A third option would simply be to bargain with them now, rather than let it degenerate into violence or await a strengthened PMU return from fighting regionally, expecting them to lay down their arms. One path is to give them political power, and ability to be involved in the political process through other means than force. While originally, they were not allowed to run for parliament or for cabinet, this was rectified in November 2016 with a new law allowing PMU commanders to run. While this is a sizeable political concession, it does not address what PMU commanders will do if they lose or feel like they were cheated of a victory or their contributions to fighting ISIS are not recognized.

Another way to bargain with them that would also speak to their goals would be to allow the establishment of Hezbollah-like organizations in Iraq by the militias. The problem here is three-fold. First, there are many militias vying for power, not a single organization. Second, Hezbollah has come to dominate the Lebanese politics and become a powerful entity projecting itself into the Syrian and Iraqi conflicts, if the Iraqi government is paying attention they will look at the Lebanese model and realize that this can quickly spiral out of control and lead to them losing political control anyways. Third, it doesn’t serve Iran’s interest of influencing other regions or attaining proper control of Iraq; it would be a middle ground that provides a mechanism to put pressure on the Iraqi government, but fails to control it.

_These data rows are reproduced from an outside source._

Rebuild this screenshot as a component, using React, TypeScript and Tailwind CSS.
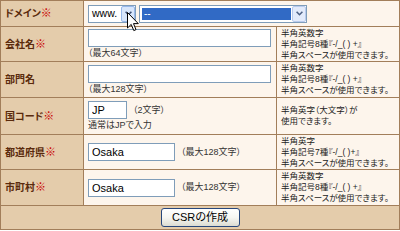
import React from 'react';

const label =
  'flex items-center pl-[4px] bg-[#e4ccab] text-[10px] font-bold text-[#5a2a0c]';
const field = 'flex flex-col justify-center pl-[4px] bg-[#fdf5ec] text-[9px] leading-[11px] text-[#333]';
const hint = 'flex flex-col justify-center pl-[4px] bg-[#fdf5ec] text-[8.5px] leading-[11px] text-[#222]';
const box =
  'h-[18px] border border-[#7f9db9] bg-white px-[3px] text-[11px] text-black outline-none';

const Req = () => <span className="text-[11px] text-[#c80000]">※</span>;

const Chevron = ({ color = '#4d6185' }: { color?: string }) => (
  <svg width="7" height="5" viewBox="0 0 7 5">
    <path d="M0.6 0.8 L3.5 3.7 L6.4 0.8" fill="none" stroke={color} strokeWidth="1.6" />
  </svg>
);

const Cursor = () => (
  <svg
    className="absolute left-[127px] top-[12px]"
    width="12"
    height="20"
    viewBox="0 0 12 20"
  >
    <path
      d="M0.5 0.5 L0.5 16 L4.2 12.4 L6.8 18.6 L9 17.6 L6.5 11.6 L11.3 11.6 Z"
      fill="white"
      stroke="black"
      strokeWidth="1"
      strokeLinejoin="round"
    />
  </svg>
);

export default function App() {
  return (
    <div className="relative w-[400px] font-['Liberation_Sans','Noto_Sans_CJK_JP',sans-serif] [font-feature-settings:'palt']">
      <div className="grid grid-cols-[82px_192px_122px] grid-rows-[25px_34px_35px_36px_34px_35px_23px] gap-px bg-[#a27e5a] p-px">
        {/* ドメイン */}
        <div className={label}>
          ドメイン<Req />
        </div>
        <div className="col-span-2 flex items-center gap-[3px] pl-[4px] bg-[#fdf5ec]">
          <div className="flex h-[18px] w-[48px] items-center border border-[#7f9db9] bg-white pl-[3px] text-[10.5px] text-black">
            <span className="flex-1">www.</span>
            <span className="flex h-[16px] w-[14px] items-center justify-center rounded-[2px] border border-[#98b8ea] bg-[#d8e6fb]">
              <Chevron color="#3c4e74" />
            </span>
          </div>
          <div className="flex h-[18px] w-[168px] items-center border border-[#7f9db9] bg-white p-[2px] pr-0">
            <span className="flex h-[12px] flex-1 items-center bg-[#316ac5] pl-[2px] text-[10px] text-white">
              --
            </span>
            <span className="ml-[1px] flex h-[16px] w-[14px] items-center justify-center rounded-[2px] border border-[#b9cbee] bg-[#e3ebfb]">
              <Chevron />
            </span>
          </div>
        </div>

        {/* 会社名 */}
        <div className={label}>
          会社名<Req />
        </div>
        <div className={field}>
          <input className={`${box} w-[183px]`} defaultValue="" readOnly />
          <span className="mt-[1px]">（最大64文字）</span>
        </div>
        <div className={hint}>
          <span>半角英数字</span>
          <span>半角記号8種『-/_( ) +』</span>
          <span>半角スペースが使用できます。</span>
        </div>

        {/* 部門名 */}
        <div className={label}>部門名</div>
        <div className={field}>
          <input className={`${box} w-[183px]`} defaultValue="" readOnly />
          <span className="mt-[1px]">（最大128文字）</span>
        </div>
        <div className={hint}>
          <span>半角英数字</span>
          <span>半角記号8種『-/_( ) +』</span>
          <span>半角スペースが使用できます。</span>
        </div>

        {/* 国コード */}
        <div className={label}>
          国コード<Req />
        </div>
        <div className={field}>
          <div className="flex items-center gap-[6px]">
            <input className={`${box} w-[39px]`} defaultValue="JP" readOnly />
            <span>（2文字）</span>
          </div>
          <span className="mt-[1px]">通常はJPで入力</span>
        </div>
        <div className={hint}>
          <span>半角英字（大文字）が</span>
          <span>使用できます。</span>
        </div>

        {/* 都道府県 */}
        <div className={label}>
          都道府県<Req />
        </div>
        <div className={`${field} !flex-row items-center justify-start gap-[6px]`}>
          <input className={`${box} w-[87px]`} defaultValue="Osaka" readOnly />
          <span>（最大128文字）</span>
        </div>
        <div className={hint}>
          <span>半角英字</span>
          <span>半角記号7種『-/_( )+』</span>
          <span>半角スペースが使用できます。</span>
        </div>

        {/* 市町村 */}
        <div className={label}>
          市町村<Req />
        </div>
        <div className={`${field} !flex-row items-center justify-start gap-[6px]`}>
          <input className={`${box} w-[87px]`} defaultValue="Osaka" readOnly />
          <span>（最大128文字）</span>
        </div>
        <div className={hint}>
          <span>半角英数字</span>
          <span>半角記号8種『-/_( ) +』</span>
          <span>半角スペースが使用できます。</span>
        </div>

        {/* submit */}
        <div className="col-span-3 flex items-center justify-center bg-[#e4ccab]">
          <button
            type="button"
            className="h-[19px] w-[79px] rounded-[3px] border border-[#27477c] bg-gradient-to-b from-white via-[#f6f6f2] to-[#dcdcd2] text-[11px] text-black"
          >
            CSRの作成
          </button>
        </div>
      </div>
      <Cursor />
    </div>
  );
}
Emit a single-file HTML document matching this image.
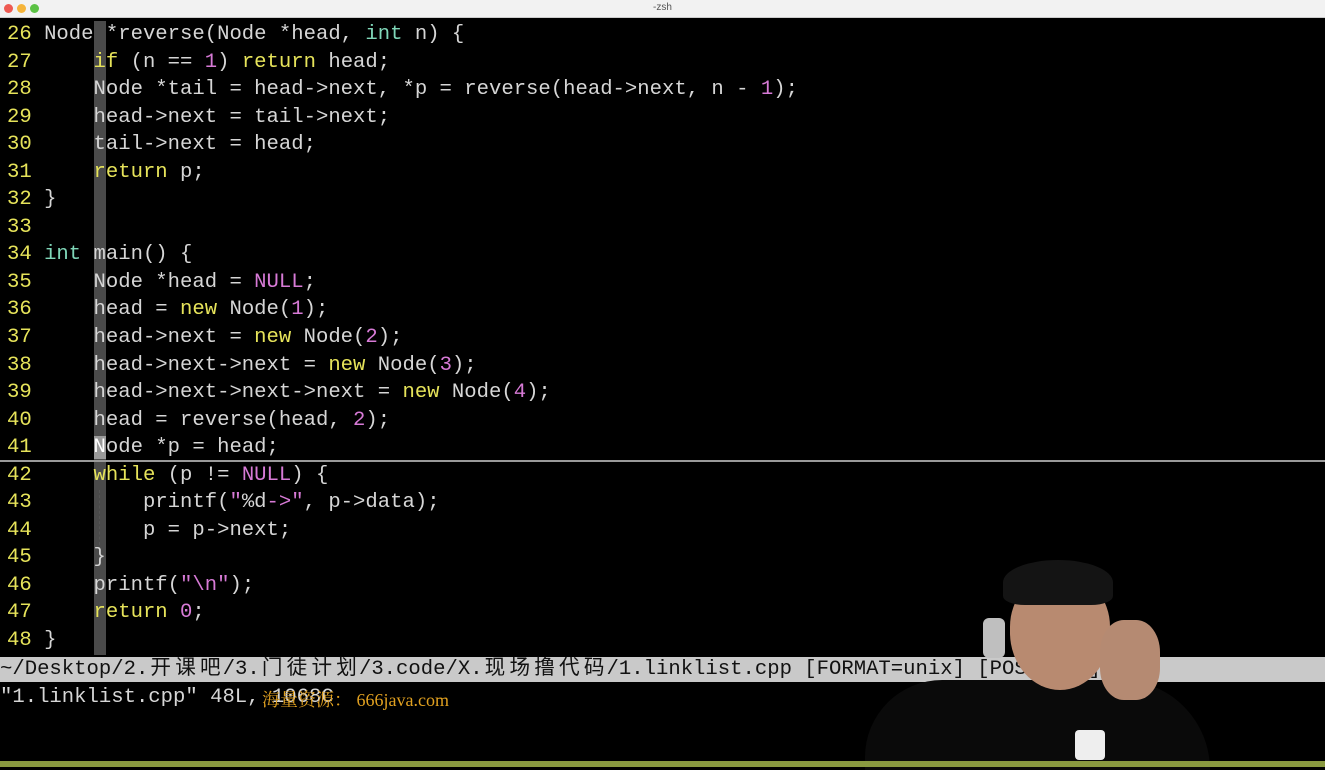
<!DOCTYPE html>
<html><head><meta charset="utf-8"><style>
body{margin:0;width:1325px;height:767px;background:#000;overflow:hidden;position:relative;font-family:"Liberation Mono","Noto Sans CJK SC",monospace;}
.tb{position:absolute;left:0;top:0;width:1325px;height:17px;background:#f2f2f2;border-bottom:1px solid #ccc;}
.tb span{position:absolute;left:0;right:0;text-align:center;top:2px;font:10px "Liberation Sans",sans-serif;color:#555}
.d{position:absolute;top:4px;width:9px;height:9px;border-radius:50%}
.code{position:absolute;left:7px;top:21px;font-size:20.6px;line-height:27.55px;color:#d6d6d6;white-space:pre;}
.n{color:#e6e35a}.k{color:#e6e35a}.m{color:#d77ad6}.t{color:#7fd6b8}
.col{position:absolute;left:94px;top:21px;width:12px;height:634px;background:#4a4a4a}
.cur{position:absolute;left:0;top:460px;width:1325px;height:2px;background:#9a9a9a}
.status{position:absolute;left:0;top:657px;width:1325px;height:25px;background:#c9c9c9;color:#111;font-size:20.6px;line-height:25px;white-space:pre}
.c{display:inline-block;width:24.8px;text-align:center}
.msg{position:absolute;left:0;top:684px;font-size:20.6px;line-height:27px;color:#d6d6d6;white-space:pre}
.wm{position:absolute;left:262px;top:686px;color:#e0a020;font:18px "Liberation Serif","Noto Serif CJK SC",serif}
.green{position:absolute;left:0;top:761px;width:1325px;height:6px;background:#8a9a40}
</style></head><body>
<div class="tb"><div class="d" style="left:4px;background:#ee5a52"></div><div class="d" style="left:17px;background:#f5b43a"></div><div class="d" style="left:30px;background:#5cc245"></div><span>-zsh</span></div>
<div class="col"></div>
<div class="cur"></div>
<div style="position:absolute;left:99px;top:490px;height:60px;border-left:1px dashed #555"></div>
<div class="code"><span class="n">26</span> Node *reverse(Node *head, <span class="t">int</span> n) {
<span class="n">27</span>     <span class="k">if</span> (n == <span class="m">1</span>) <span class="k">return</span> head;
<span class="n">28</span>     Node *tail = head-&gt;next, *p = reverse(head-&gt;next, n - <span class="m">1</span>);
<span class="n">29</span>     head-&gt;next = tail-&gt;next;
<span class="n">30</span>     tail-&gt;next = head;
<span class="n">31</span>     <span class="k">return</span> p;
<span class="n">32</span> }
<span class="n">33</span>
<span class="n">34</span> <span class="t">int</span> main() {
<span class="n">35</span>     Node *head = <span class="m">NULL</span>;
<span class="n">36</span>     head = <span class="k">new</span> Node(<span class="m">1</span>);
<span class="n">37</span>     head-&gt;next = <span class="k">new</span> Node(<span class="m">2</span>);
<span class="n">38</span>     head-&gt;next-&gt;next = <span class="k">new</span> Node(<span class="m">3</span>);
<span class="n">39</span>     head-&gt;next-&gt;next-&gt;next = <span class="k">new</span> Node(<span class="m">4</span>);
<span class="n">40</span>     head = reverse(head, <span class="m">2</span>);
<span class="n">41</span>     <span style="background:#999;color:#fff">N</span>ode *p = head;
<span class="n">42</span>     <span class="k">while</span> (p != <span class="m">NULL</span>) {
<span class="n">43</span>         printf(<span class="m">"</span>%d<span class="m">-&gt;</span><span class="m">"</span>, p-&gt;data);
<span class="n">44</span>         p = p-&gt;next;
<span class="n">45</span>     }
<span class="n">46</span>     printf(<span class="m">"\n"</span>);
<span class="n">47</span>     <span class="k">return</span> <span class="m">0</span>;
<span class="n">48</span> }</div>
<div class="status">~/Desktop/2.<span class="c">开</span><span class="c">课</span><span class="c">吧</span>/3.<span class="c">门</span><span class="c">徒</span><span class="c">计</span><span class="c">划</span>/3.code/X.<span class="c">现</span><span class="c">场</span><span class="c">撸</span><span class="c">代</span><span class="c">码</span>/1.linklist.cpp [FORMAT=unix] [POS=41,5][85%]</div>
<div class="msg">"1.linklist.cpp" 48L, 1068C</div>
<div class="wm">海量资源： 666java.com</div>
<div style="position:absolute;left:983px;top:618px;width:22px;height:40px;background:#bfbfbf;border-radius:6px"></div>
<div style="position:absolute;left:865px;top:680px;width:345px;height:90px;background:#0a0a0a;border-radius:120px 140px 0 0"></div>
<div style="position:absolute;left:1010px;top:575px;width:100px;height:115px;background:#b88a70;border-radius:45% 45% 50% 50%"></div>
<div style="position:absolute;left:1003px;top:560px;width:110px;height:45px;background:#141414;border-radius:50% 50% 20% 20%"></div>
<div style="position:absolute;left:1100px;top:620px;width:60px;height:80px;background:#b58a72;border-radius:40%"></div>
<div style="position:absolute;left:1075px;top:730px;width:30px;height:30px;background:#eee;border-radius:4px"></div>
<div class="green"></div>
</body></html>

As is demonstrated, the options at hand to find a solution to the PMU problem are numerous but what can be assured is that it won’t be a simple affair of these groups dropping their weapons and going home now that ISIS is near defeat. This short-term solution in the face of ISIS has ironically led to yet another strengthened Iranian proxy in a new state; Iraq. All three of the options will lead to an increase in Iranian influence and a weakened Iraq.